Despite the rush in the City to bet on a rate rise, many economists at banks in the Square Mile said it was too early to celebrate a manufacturing rebound.

Richard Iley, UK economist at BNP Paribas, said: "Question marks remain over the durability of any upswing in the manufacturing sector."

He said that with a third of manufacturing products destined for export, the sector's health was dependent on continued recovery in the US and a rebound in the stagnant eurozone economy.

"Hard evidence of a sustained upturn in eurozone final demand remains the sine qua non for a durable recovery in UK manufacturing," he said.

Simon Rubinsohn, chief economist at Gerrard stockbrokers, added that policy will remain on hold for some time.

But whether the latest upturn is a temporary blip or the start of something more -significant, few people believe it will halt a long-term decline in British manufacturing.

Just after World War Two, manufacturing accounted for almost 40 per cent of the UK economy whereas it now contributes just 22 per cent of national wealth.

At the end of the 1970s, it employed just under a third of the total UK workforce but it has now fallen to a fresh all-time low of 3.51 million people in June, and is declining at a rate of 130,000 a year.

The sector has been hit by a triple whammy.

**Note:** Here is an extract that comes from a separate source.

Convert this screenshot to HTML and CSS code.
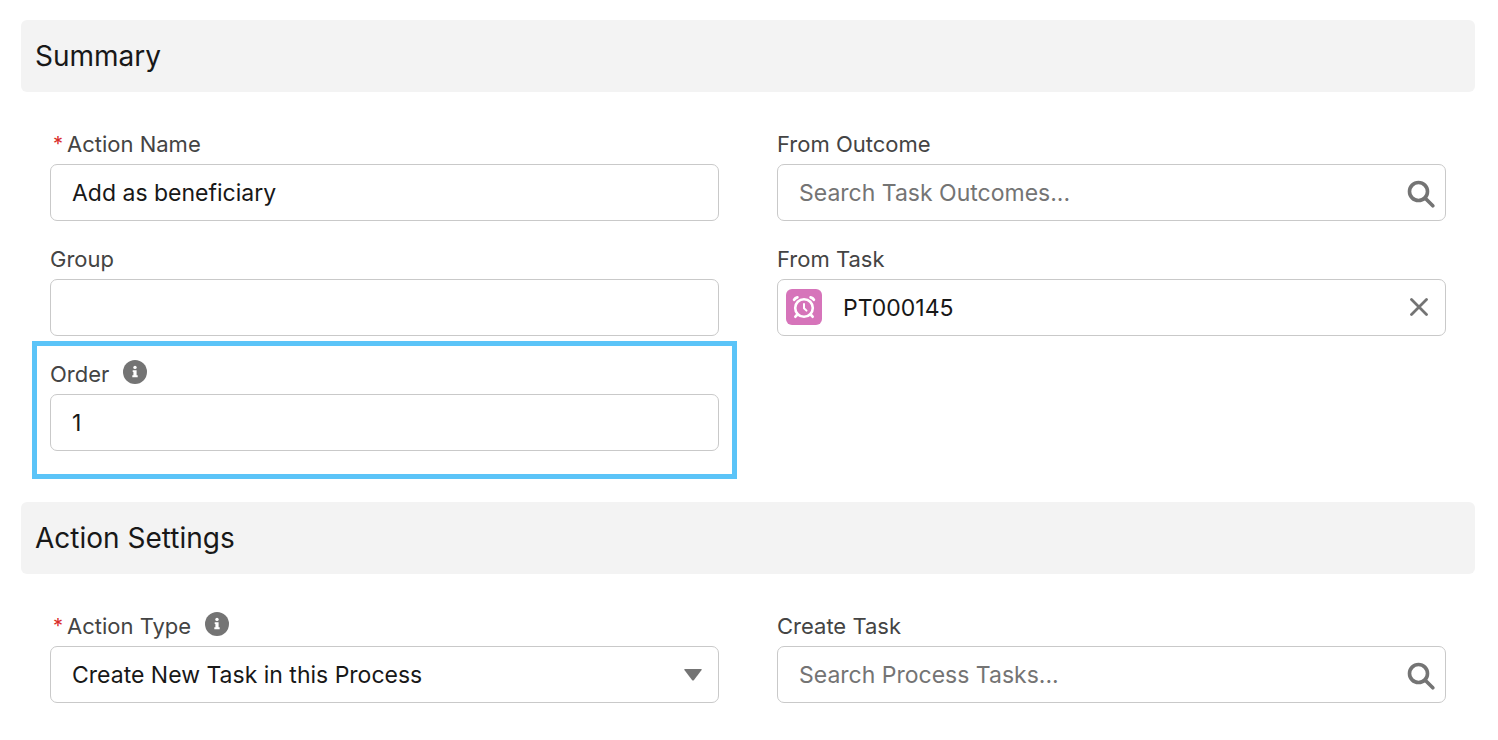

The strength of the pound between 1996 and last year made British exports expensive.

Meanwhile, traditional manufacturing - everything from clothing to metal bashing - has been hit by low-wage competition from Eastern Europe, the Far East and now China.

Finally, its one recent success story - the telecoms and technology sector - was brought to its knees by the bursting of the IT bubble three years ago.

If the current rate of job losses were to continue there would not be anyone employed in manufacturing within a quarter of a century.